▸ Recorded information
---------------
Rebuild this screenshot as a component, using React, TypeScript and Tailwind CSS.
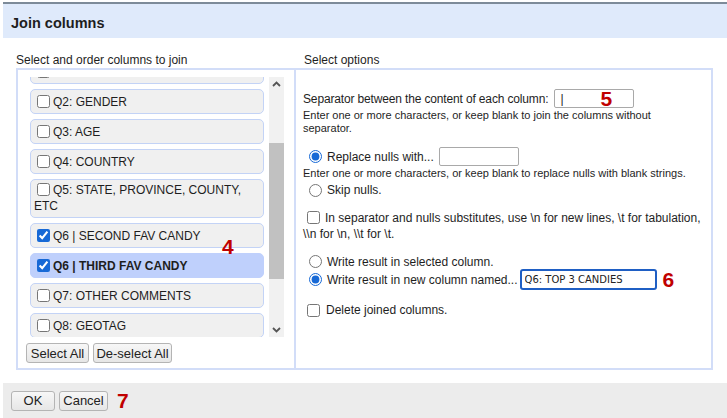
import type { ReactNode } from 'react';

type Column = {
  id: string;
  label: ReactNode;
  checked?: boolean;
  selected?: boolean;
  tall?: boolean;
};

// first row is scrolled mostly out of view, only its checkbox edge shows
const columns: Column[] = [
  { id: 'q1', label: '' },
  { id: 'q2', label: 'Q2: GENDER' },
  { id: 'q3', label: 'Q3: AGE' },
  { id: 'q4', label: 'Q4: COUNTRY' },
  { id: 'q5', label: <>Q5: STATE, PROVINCE, COUNTY,<br />ETC</>, tall: true },
  { id: 'q6b', label: 'Q6 | SECOND FAV CANDY', checked: true },
  { id: 'q6c', label: 'Q6 | THIRD FAV CANDY', checked: true, selected: true },
  { id: 'q7', label: 'Q7: OTHER COMMENTS' },
  { id: 'q8', label: 'Q8: GEOTAG' },
];

const Check = ({ checked = false, className = '' }: { checked?: boolean; className?: string }) => (
  <input
    type="checkbox"
    defaultChecked={checked}
    className={`m-0 w-[13px] h-[13px] shrink-0 accent-[#1769d6] ${className}`}
  />
);

const Radio = ({ checked = false, name }: { checked?: boolean; name: string }) => (
  <input
    type="radio"
    name={name}
    defaultChecked={checked}
    className="m-0 w-[13px] h-[13px] shrink-0 accent-[#1769d6]"
  />
);

const Chevron = ({ up }: { up?: boolean }) => (
  <svg width="9" height="6" viewBox="0 0 9 6" className="block">
    <polyline
      points={up ? '1,5 4.5,1.5 8,5' : '1,1 4.5,4.5 8,1'}
      fill="none"
      stroke="#555"
      strokeWidth="1.8"
    />
  </svg>
);

const Mark = ({ children, className = '' }: { children: ReactNode; className?: string }) => (
  <span className={`text-[21px] leading-[16px] font-bold text-[#c00000] ${className}`}>{children}</span>
);

const DialogButton = ({ children, className = '' }: { children: ReactNode; className?: string }) => (
  <button
    className={`h-[20px] rounded-[3px] border border-[#b4b4b4] bg-gradient-to-b from-[#f7f7f7] to-[#e6e6e6] text-[13px] leading-none text-[#222] ${className}`}
  >
    {children}
  </button>
);

export default function App() {
  return (
    <div className="w-[727px] h-[418px] bg-white pt-[2px] pl-[3px] font-['Liberation_Sans',Arial,sans-serif] text-[#1e1e1e] overflow-hidden">
      {/* Header */}
      <div className="h-[36px] border-t-2 border-[#7d8b99] bg-[#dfeafb] pl-[8px] pt-[5px] flex items-center">
        <h1 className="text-[14.5px] font-bold">Join columns</h1>
      </div>

      {/* Body */}
      <div className="h-[345px] pl-[13px] pt-[15px] flex">
        {/* Left column */}
        <div className="w-[278px] flex flex-col">
          <div className="text-[12px] leading-[14px] h-[15px]">Select and order columns to join</div>
          <div className="h-[302px] border-2 border-r-0 border-[#d2ddf8] pl-[8px] pt-[7px]">
            <div className="ml-[4px] w-[254px] h-[260px] flex gap-[5px]">
              <div className="relative w-[234px] h-full overflow-hidden">
                <div className="flex flex-col gap-[5px] mt-[-18px]">
                  {columns.map((c) =>
                    c.tall ? (
                      <div
                        key={c.id}
                        className="h-[39px] rounded-[5px] border border-[#c3d3f6] bg-[#f0f0f0] pl-[3px] pt-[2px] text-[12px] leading-[16px]"
                      >
                        <Check className="inline-block align-[-2px] ml-[3px] mr-[3px]" />
                        {c.label}
                      </div>
                    ) : (
                      <div
                        key={c.id}
                        className={`h-[25px] shrink-0 rounded-[5px] border flex items-center gap-[3px] pl-[6px] text-[12px] ${
                          c.selected
                            ? 'bg-[#bfd0fc] border-[#bfd0fc] font-bold'
                            : 'bg-[#f0f0f0] border-[#c3d3f6]'
                        }`}
                      >
                        <Check checked={c.checked} />
                        {c.label && <span>{c.label}</span>}
                      </div>
                    )
                  )}
                </div>
                <Mark className="absolute left-[192px] top-[162px]">4</Mark>
              </div>
              {/* Scrollbar */}
              <div className="w-[15px] h-full bg-[#f1f1f1] flex flex-col">
                <div className="h-[14px] flex items-center justify-center">
                  <Chevron up />
                </div>
                <div className="h-[52px]" />
                <div className="h-[136px] bg-[#c1c1c1]" />
                <div className="flex-1" />
                <div className="h-[14px] flex items-center justify-center">
                  <Chevron />
                </div>
              </div>
            </div>
            <div className="mt-[6px] flex gap-[4px]">
              <DialogButton className="w-[63px]">Select All</DialogButton>
              <DialogButton className="w-[79px]">De-select All</DialogButton>
            </div>
          </div>
        </div>

        {/* Right column */}
        <div className="w-[419px] flex flex-col">
          <div className="text-[12px] leading-[14px] h-[15px] pl-[10px]">Select options</div>
          <div className="h-[302px] border-2 border-[#d2ddf8] pl-[7px] pt-[19px] text-[12px]">
            <div className="h-[19px] flex items-center">
              <span className="tracking-[-0.15px]">Separator between the content of each column:</span>
              <div className="relative ml-[6px]">
                <input
                  defaultValue="|"
                  className="w-[80px] h-[19px] border border-[#a9a9a9] rounded-[2px] px-[5px] text-[12px] text-[#222] outline-none"
                />
                <Mark className="absolute left-[46px] top-[2px]">5</Mark>
              </div>
            </div>
            <p className="mt-[1px] text-[11px] leading-[13px]">
              Enter one or more characters, or keep blank to join the columns without
              <br />
              separator.
            </p>

            <div className="mt-[12px] h-[19px] flex items-center pl-[6px] gap-[5px]">
              <Radio name="nulls" checked />
              <span>Replace nulls with...</span>
              <input className="w-[80px] h-[19px] border border-[#a9a9a9] rounded-[2px]" />
            </div>
            <p className="mt-[1px] text-[11px] leading-[13px]">
              Enter one or more characters, or keep blank to replace nulls with blank strings.
            </p>
            <div className="mt-[2px] h-[16px] flex items-center pl-[6px] gap-[5px]">
              <Radio name="nulls" />
              <span>Skip nulls.</span>
            </div>

            <div className="mt-[12px] leading-[16px]">
              <Check className="inline-block align-[-2px] ml-[4px] mr-[5px]" />
              {'In separator and nulls substitutes, use \\n for new lines, \\t for tabulation,'}
              <br />
              {'\\\\n for \\n, \\\\t for \\t.'}
            </div>

            <div className="mt-[12px] h-[15px] flex items-center pl-[6px] gap-[5px]">
              <Radio name="target" />
              <span>Write result in selected column.</span>
            </div>
            <div className="h-[21px] flex items-center pl-[6px] gap-[5px]">
              <Radio name="target" checked />
              <span>Write result in new column named...</span>
              <input
                defaultValue="Q6: TOP 3 CANDIES"
                className="ml-[-3px] w-[137px] h-[21px] border-2 border-[#1f5fc4] rounded-[3px] px-[3px] font-['DejaVu_Sans',sans-serif] text-[10px] text-[#222] outline-none"
              />
              <Mark className="ml-[1px]">6</Mark>
            </div>

            <div className="mt-[12px] h-[16px] flex items-center pl-[4px] gap-[6px]">
              <Check />
              <span>Delete joined columns.</span>
            </div>
          </div>
        </div>
      </div>

      {/* Footer */}
      <div className="h-[35px] bg-[#ececec] pl-[8px] flex items-center gap-[4px]">
        <DialogButton className="w-[44px]">OK</DialogButton>
        <DialogButton className="w-[49px]">Cancel</DialogButton>
        <Mark className="ml-[5px]">7</Mark>
      </div>
    </div>
  );
}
---------------
▸ Short exercise
Repeat the material above in full and exactly, omitting the pictures.

▸ Reply to the task
Rebuild this screenshot as a component, using React, TypeScript and Tailwind CSS.
import type { ReactNode } from 'react';

type Column = {
  id: string;
  label: ReactNode;
  checked?: boolean;
  selected?: boolean;
  tall?: boolean;
};

// first row is scrolled mostly out of view, only its checkbox edge shows
const columns: Column[] = [
  { id: 'q1', label: '' },
  { id: 'q2', label: 'Q2: GENDER' },
  { id: 'q3', label: 'Q3: AGE' },
  { id: 'q4', label: 'Q4: COUNTRY' },
  { id: 'q5', label: <>Q5: STATE, PROVINCE, COUNTY,<br />ETC</>, tall: true },
  { id: 'q6b', label: 'Q6 | SECOND FAV CANDY', checked: true },
  { id: 'q6c', label: 'Q6 | THIRD FAV CANDY', checked: true, selected: true },
  { id: 'q7', label: 'Q7: OTHER COMMENTS' },
  { id: 'q8', label: 'Q8: GEOTAG' },
];

const Check = ({ checked = false, className = '' }: { checked?: boolean; className?: string }) => (
  <input
    type="checkbox"
    defaultChecked={checked}
    className={`m-0 w-[13px] h-[13px] shrink-0 accent-[#1769d6] ${className}`}
  />
);

const Radio = ({ checked = false, name }: { checked?: boolean; name: string }) => (
  <input
    type="radio"
    name={name}
    defaultChecked={checked}
    className="m-0 w-[13px] h-[13px] shrink-0 accent-[#1769d6]"
  />
);

const Chevron = ({ up }: { up?: boolean }) => (
  <svg width="9" height="6" viewBox="0 0 9 6" className="block">
    <polyline
      points={up ? '1,5 4.5,1.5 8,5' : '1,1 4.5,4.5 8,1'}
      fill="none"
      stroke="#555"
      strokeWidth="1.8"
    />
  </svg>
);

const Mark = ({ children, className = '' }: { children: ReactNode; className?: string }) => (
  <span className={`text-[21px] leading-[16px] font-bold text-[#c00000] ${className}`}>{children}</span>
);

const DialogButton = ({ children, className = '' }: { children: ReactNode; className?: string }) => (
  <button
    className={`h-[20px] rounded-[3px] border border-[#b4b4b4] bg-gradient-to-b from-[#f7f7f7] to-[#e6e6e6] text-[13px] leading-none text-[#222] ${className}`}
  >
    {children}
  </button>
);

export default function App() {
  return (
    <div className="w-[727px] h-[418px] bg-white pt-[2px] pl-[3px] font-['Liberation_Sans',Arial,sans-serif] text-[#1e1e1e] overflow-hidden">
      {/* Header */}
      <div className="h-[36px] border-t-2 border-[#7d8b99] bg-[#dfeafb] pl-[8px] pt-[5px] flex items-center">
        <h1 className="text-[14.5px] font-bold">Join columns</h1>
      </div>

      {/* Body */}
      <div className="h-[345px] pl-[13px] pt-[15px] flex">
        {/* Left column */}
        <div className="w-[278px] flex flex-col">
          <div className="text-[12px] leading-[14px] h-[15px]">Select and order columns to join</div>
          <div className="h-[302px] border-2 border-r-0 border-[#d2ddf8] pl-[8px] pt-[7px]">
            <div className="ml-[4px] w-[254px] h-[260px] flex gap-[5px]">
              <div className="relative w-[234px] h-full overflow-hidden">
                <div className="flex flex-col gap-[5px] mt-[-18px]">
                  {columns.map((c) =>
                    c.tall ? (
                      <div
                        key={c.id}
                        className="h-[39px] rounded-[5px] border border-[#c3d3f6] bg-[#f0f0f0] pl-[3px] pt-[2px] text-[12px] leading-[16px]"
                      >
                        <Check className="inline-block align-[-2px] ml-[3px] mr-[3px]" />
                        {c.label}
                      </div>
                    ) : (
                      <div
                        key={c.id}
                        className={`h-[25px] shrink-0 rounded-[5px] border flex items-center gap-[3px] pl-[6px] text-[12px] ${
                          c.selected
                            ? 'bg-[#bfd0fc] border-[#bfd0fc] font-bold'
                            : 'bg-[#f0f0f0] border-[#c3d3f6]'
                        }`}
                      >
                        <Check checked={c.checked} />
                        {c.label && <span>{c.label}</span>}
                      </div>
                    )
                  )}
                </div>
                <Mark className="absolute left-[192px] top-[162px]">4</Mark>
              </div>
              {/* Scrollbar */}
              <div className="w-[15px] h-full bg-[#f1f1f1] flex flex-col">
                <div className="h-[14px] flex items-center justify-center">
                  <Chevron up />
                </div>
                <div className="h-[52px]" />
                <div className="h-[136px] bg-[#c1c1c1]" />
                <div className="flex-1" />
                <div className="h-[14px] flex items-center justify-center">
                  <Chevron />
                </div>
              </div>
            </div>
            <div className="mt-[6px] flex gap-[4px]">
              <DialogButton className="w-[63px]">Select All</DialogButton>
              <DialogButton className="w-[79px]">De-select All</DialogButton>
            </div>
          </div>
        </div>

        {/* Right column */}
        <div className="w-[419px] flex flex-col">
          <div className="text-[12px] leading-[14px] h-[15px] pl-[10px]">Select options</div>
          <div className="h-[302px] border-2 border-[#d2ddf8] pl-[7px] pt-[19px] text-[12px]">
            <div className="h-[19px] flex items-center">
              <span className="tracking-[-0.15px]">Separator between the content of each column:</span>
              <div className="relative ml-[6px]">
                <input
                  defaultValue="|"
                  className="w-[80px] h-[19px] border border-[#a9a9a9] rounded-[2px] px-[5px] text-[12px] text-[#222] outline-none"
                />
                <Mark className="absolute left-[46px] top-[2px]">5</Mark>
              </div>
            </div>
            <p className="mt-[1px] text-[11px] leading-[13px]">
              Enter one or more characters, or keep blank to join the columns without
              <br />
              separator.
            </p>

            <div className="mt-[12px] h-[19px] flex items-center pl-[6px] gap-[5px]">
              <Radio name="nulls" checked />
              <span>Replace nulls with...</span>
              <input className="w-[80px] h-[19px] border border-[#a9a9a9] rounded-[2px]" />
            </div>
            <p className="mt-[1px] text-[11px] leading-[13px]">
              Enter one or more characters, or keep blank to replace nulls with blank strings.
            </p>
            <div className="mt-[2px] h-[16px] flex items-center pl-[6px] gap-[5px]">
              <Radio name="nulls" />
              <span>Skip nulls.</span>
            </div>

            <div className="mt-[12px] leading-[16px]">
              <Check className="inline-block align-[-2px] ml-[4px] mr-[5px]" />
              {'In separator and nulls substitutes, use \\n for new lines, \\t for tabulation,'}
              <br />
              {'\\\\n for \\n, \\\\t for \\t.'}
            </div>

            <div className="mt-[12px] h-[15px] flex items-center pl-[6px] gap-[5px]">
              <Radio name="target" />
              <span>Write result in selected column.</span>
            </div>
            <div className="h-[21px] flex items-center pl-[6px] gap-[5px]">
              <Radio name="target" checked />
              <span>Write result in new column named...</span>
              <input
                defaultValue="Q6: TOP 3 CANDIES"
                className="ml-[-3px] w-[137px] h-[21px] border-2 border-[#1f5fc4] rounded-[3px] px-[3px] font-['DejaVu_Sans',sans-serif] text-[10px] text-[#222] outline-none"
              />
              <Mark className="ml-[1px]">6</Mark>
            </div>

            <div className="mt-[12px] h-[16px] flex items-center pl-[4px] gap-[6px]">
              <Check />
              <span>Delete joined columns.</span>
            </div>
          </div>
        </div>
      </div>

      {/* Footer */}
      <div className="h-[35px] bg-[#ececec] pl-[8px] flex items-center gap-[4px]">
        <DialogButton className="w-[44px]">OK</DialogButton>
        <DialogButton className="w-[49px]">Cancel</DialogButton>
        <Mark className="ml-[5px]">7</Mark>
      </div>
    </div>
  );
}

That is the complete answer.